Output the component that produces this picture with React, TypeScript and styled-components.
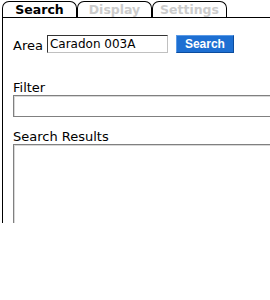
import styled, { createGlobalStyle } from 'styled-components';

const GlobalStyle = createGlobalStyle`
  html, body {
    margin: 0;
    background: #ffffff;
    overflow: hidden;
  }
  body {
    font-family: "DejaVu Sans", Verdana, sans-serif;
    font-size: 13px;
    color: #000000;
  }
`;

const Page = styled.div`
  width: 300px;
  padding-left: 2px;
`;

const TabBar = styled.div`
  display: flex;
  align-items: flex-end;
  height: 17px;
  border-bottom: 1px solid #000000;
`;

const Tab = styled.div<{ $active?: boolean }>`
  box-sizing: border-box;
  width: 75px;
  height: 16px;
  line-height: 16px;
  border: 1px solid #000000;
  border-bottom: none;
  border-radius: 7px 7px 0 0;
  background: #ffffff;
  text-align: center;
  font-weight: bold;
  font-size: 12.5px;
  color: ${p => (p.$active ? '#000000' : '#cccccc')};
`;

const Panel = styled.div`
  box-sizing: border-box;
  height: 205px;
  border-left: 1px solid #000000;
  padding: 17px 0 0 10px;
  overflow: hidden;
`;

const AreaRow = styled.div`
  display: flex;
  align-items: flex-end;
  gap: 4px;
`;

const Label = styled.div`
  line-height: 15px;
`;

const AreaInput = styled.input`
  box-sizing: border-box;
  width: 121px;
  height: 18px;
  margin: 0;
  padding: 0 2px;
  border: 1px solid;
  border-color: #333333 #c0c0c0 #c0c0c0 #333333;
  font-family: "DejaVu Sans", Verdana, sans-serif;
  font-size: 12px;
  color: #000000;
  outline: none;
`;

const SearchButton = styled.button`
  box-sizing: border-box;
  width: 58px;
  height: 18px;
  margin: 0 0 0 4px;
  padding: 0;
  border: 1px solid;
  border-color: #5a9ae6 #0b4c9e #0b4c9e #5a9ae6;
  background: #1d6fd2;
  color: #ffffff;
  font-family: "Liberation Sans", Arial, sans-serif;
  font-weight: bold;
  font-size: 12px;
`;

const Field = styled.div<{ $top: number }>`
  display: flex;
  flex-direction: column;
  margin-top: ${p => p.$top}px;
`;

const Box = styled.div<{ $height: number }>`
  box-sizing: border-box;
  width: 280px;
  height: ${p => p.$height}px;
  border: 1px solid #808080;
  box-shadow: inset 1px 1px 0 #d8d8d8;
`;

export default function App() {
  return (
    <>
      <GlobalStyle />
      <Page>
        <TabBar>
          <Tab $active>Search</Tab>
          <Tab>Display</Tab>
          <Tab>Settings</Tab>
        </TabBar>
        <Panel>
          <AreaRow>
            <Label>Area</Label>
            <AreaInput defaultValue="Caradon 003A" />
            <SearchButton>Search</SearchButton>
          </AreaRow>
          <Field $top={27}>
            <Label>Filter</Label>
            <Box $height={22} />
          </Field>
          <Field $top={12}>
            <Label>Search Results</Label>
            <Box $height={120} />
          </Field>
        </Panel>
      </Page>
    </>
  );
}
----------------
Copy out all of the data word for word. Do not carry over any picture.

Output the component that produces this picture with React, TypeScript and styled-components.
import styled, { createGlobalStyle } from 'styled-components';

const GlobalStyle = createGlobalStyle`
  html, body {
    margin: 0;
    background: #ffffff;
    overflow: hidden;
  }
  body {
    font-family: "DejaVu Sans", Verdana, sans-serif;
    font-size: 13px;
    color: #000000;
  }
`;

const Page = styled.div`
  width: 300px;
  padding-left: 2px;
`;

const TabBar = styled.div`
  display: flex;
  align-items: flex-end;
  height: 17px;
  border-bottom: 1px solid #000000;
`;

const Tab = styled.div<{ $active?: boolean }>`
  box-sizing: border-box;
  width: 75px;
  height: 16px;
  line-height: 16px;
  border: 1px solid #000000;
  border-bottom: none;
  border-radius: 7px 7px 0 0;
  background: #ffffff;
  text-align: center;
  font-weight: bold;
  font-size: 12.5px;
  color: ${p => (p.$active ? '#000000' : '#cccccc')};
`;

const Panel = styled.div`
  box-sizing: border-box;
  height: 205px;
  border-left: 1px solid #000000;
  padding: 17px 0 0 10px;
  overflow: hidden;
`;

const AreaRow = styled.div`
  display: flex;
  align-items: flex-end;
  gap: 4px;
`;

const Label = styled.div`
  line-height: 15px;
`;

const AreaInput = styled.input`
  box-sizing: border-box;
  width: 121px;
  height: 18px;
  margin: 0;
  padding: 0 2px;
  border: 1px solid;
  border-color: #333333 #c0c0c0 #c0c0c0 #333333;
  font-family: "DejaVu Sans", Verdana, sans-serif;
  font-size: 12px;
  color: #000000;
  outline: none;
`;

const SearchButton = styled.button`
  box-sizing: border-box;
  width: 58px;
  height: 18px;
  margin: 0 0 0 4px;
  padding: 0;
  border: 1px solid;
  border-color: #5a9ae6 #0b4c9e #0b4c9e #5a9ae6;
  background: #1d6fd2;
  color: #ffffff;
  font-family: "Liberation Sans", Arial, sans-serif;
  font-weight: bold;
  font-size: 12px;
`;

const Field = styled.div<{ $top: number }>`
  display: flex;
  flex-direction: column;
  margin-top: ${p => p.$top}px;
`;

const Box = styled.div<{ $height: number }>`
  box-sizing: border-box;
  width: 280px;
  height: ${p => p.$height}px;
  border: 1px solid #808080;
  box-shadow: inset 1px 1px 0 #d8d8d8;
`;

export default function App() {
  return (
    <>
      <GlobalStyle />
      <Page>
        <TabBar>
          <Tab $active>Search</Tab>
          <Tab>Display</Tab>
          <Tab>Settings</Tab>
        </TabBar>
        <Panel>
          <AreaRow>
            <Label>Area</Label>
            <AreaInput defaultValue="Caradon 003A" />
            <SearchButton>Search</SearchButton>
          </AreaRow>
          <Field $top={27}>
            <Label>Filter</Label>
            <Box $height={22} />
          </Field>
          <Field $top={12}>
            <Label>Search Results</Label>
            <Box $height={120} />
          </Field>
        </Panel>
      </Page>
    </>
  );
}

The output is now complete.